See above for a similar reply, but yes basically. Sinful yes. A mockery of God, no. Just like murder can be sinful but isn't mocking God.

Trying to persuade someone by making an argument, is not culture war.

Selectively applying a meta argument to only one side of the conversation, when it fits both equally well, is.

You said: "Yes, and I'm in the process of persuading society that there should be no consequences for this particular thing, Do you mind?"

You are indeed trying to impose a social norm. A social norm against doing something is still a social norm after all.

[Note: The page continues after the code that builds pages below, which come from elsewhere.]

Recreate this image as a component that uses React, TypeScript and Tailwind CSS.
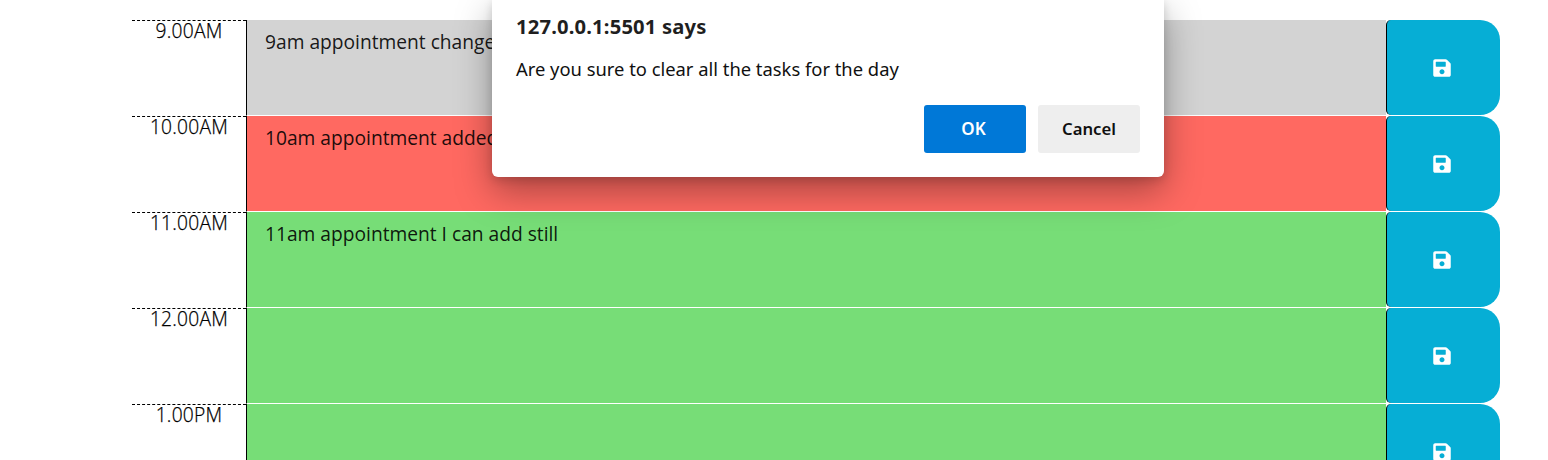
import { FaSave } from "react-icons/fa";

const rows = [
  { time: "9.00AM", task: "9am appointment changed", color: "bg-[#d3d3d3]" },
  { time: "10.00AM", task: "10am appointment added", color: "bg-[#ff6961]" },
  { time: "11.00AM", task: "11am appointment I can add still", color: "bg-[#77dd77]" },
  { time: "12.00AM", task: "", color: "bg-[#77dd77]" },
  { time: "1.00PM", task: "", color: "bg-[#77dd77]" },
];

function Dialog() {
  return (
    <div
      role="dialog"
      className="absolute top-0 left-[492px] flex h-[177px] w-[672px] flex-col rounded-b-[6px] bg-white px-6 pb-6 font-['Noto_Sans',sans-serif] shadow-[0_14px_36px_rgba(0,0,0,0.34),0_3px_10px_rgba(0,0,0,0.14)]"
    >
      <h1 className="mt-3 h-7 text-[20.2px] leading-7 font-bold tracking-[0.17px] whitespace-nowrap text-[#1f1f1f]">127.0.0.1:5501 says</h1>
      <p className="mt-[15px] h-7 text-[18.36px] leading-7 whitespace-nowrap text-[#101010]">Are you sure to clear all the tasks for the day</p>
      <div className="mt-auto flex justify-end gap-3 text-[17px] font-semibold">
        <button className="h-12 w-[102px] rounded-[3px] bg-[#0078d7] pr-[3px] text-white">OK</button>
        <button className="h-12 w-[102px] rounded-[3px] bg-[#eeeeee] text-[16.7px] text-[#101010]">Cancel</button>
      </div>
    </div>
  );
}

export default function App() {
  return (
    <div className="relative h-[460px] w-[1548px] overflow-hidden bg-white pt-5 pl-[132px] font-['Open_Sans',sans-serif] text-[19.2px] text-black">
      {rows.map((row) => (
        <div key={row.time} className="flex h-24 w-[1368px]">
          <div className="w-[114px] border-t border-dashed border-black text-center leading-5 font-light tracking-[0.25px] [-webkit-text-stroke:0.25px_black]">{row.time}</div>
          <div className={`w-[1140px] border-b border-l border-b-white border-l-black pt-2 pl-[18px] leading-7 font-normal text-black/90 ${row.color}`}>
            {row.task}
          </div>
          <button className="flex h-[95px] w-[114px] items-center justify-center rounded-l-[5px] rounded-r-[20px] border-l border-black bg-[#06aed5] pr-[2.5px] text-white">
            <FaSave size={20} />
          </button>
        </div>
      ))}
      <Dialog />
    </div>
  );
}
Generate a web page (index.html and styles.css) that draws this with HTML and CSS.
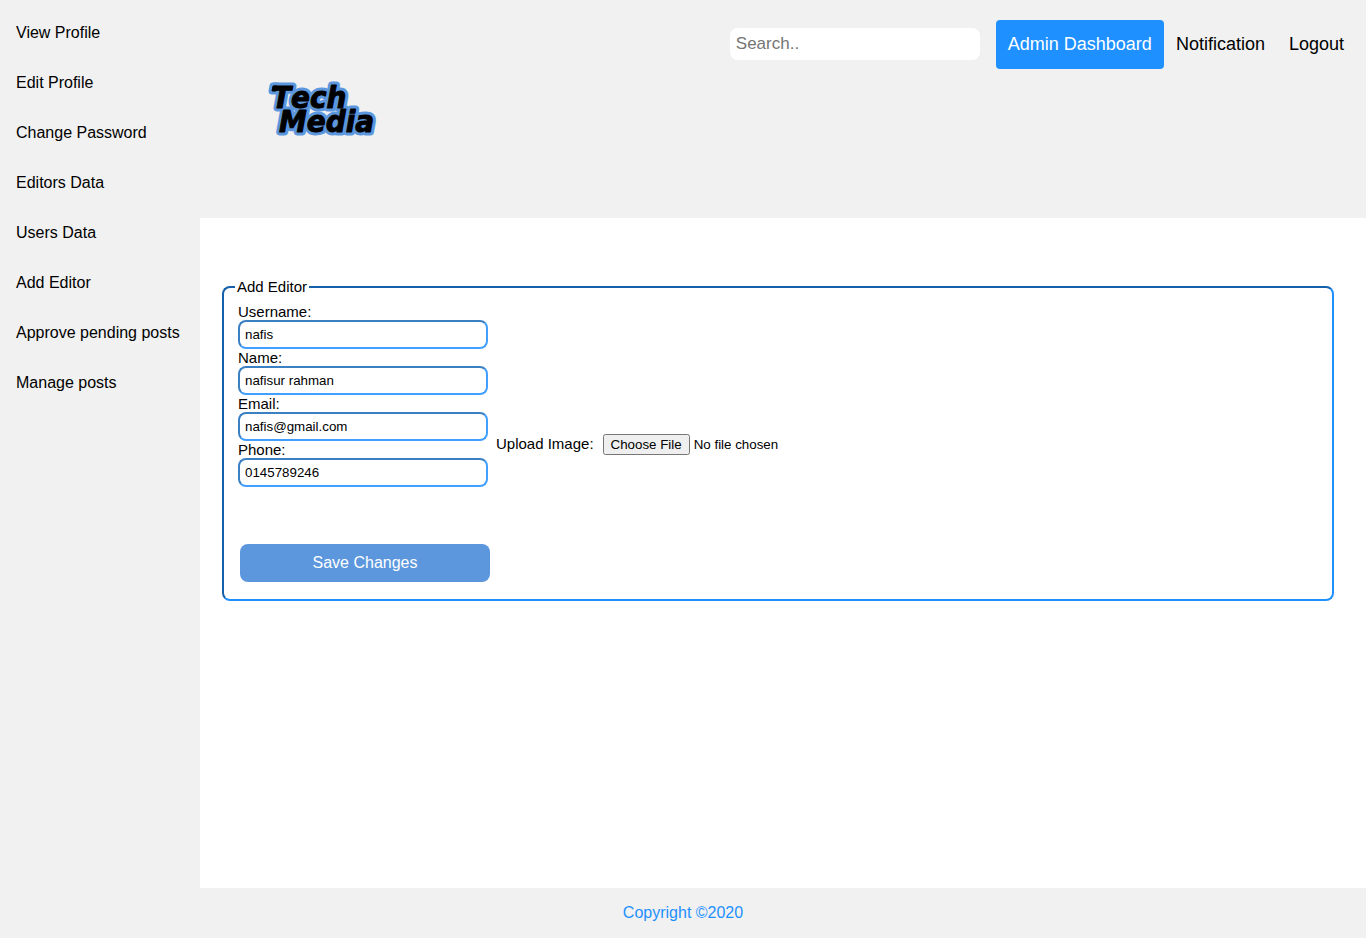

You also said: "Your right to believe you're a cat ends at my right to not be forced to say "heeereee kitty, kitty, kitty!" when I see you. This applies to all other identities. Muslims don't have to recognize me as a Muslim, the Japanase don't have to recognize me as a Japanaese, etc."

But then as you point out yourself, you are actually trying to influence people. Using your own analogy, you are trying to convince Muslims that they do not have to recognize someone as Muslim. Even though you recognize that your statement about rights is false as you recognize the truth is that you have to persuade society to grant you those rights, You again: "Yes, and I'm in the process of persuading society.." using statements you know to be false in order to persuade people is a textbook culture war tactic, and generally there is nothing wrong with that. It's a time honoured political and rhetorical technique. When I worked in politics I did it myself plenty of times. In the service of a goal you believe in I don't even think it is morally wrong.

But here in this space we are supposed to avoid doing that. And I see a lot of signs that we are getting worse at avoiding that. Just to be clear, I don't think people should be forced to use pronouns or cat names or whatever. I don't want to try to persuade you to change your position. I want to try and preserve the norm here that we do our very best to not use those techniques on each other, so that we can discuss not wage.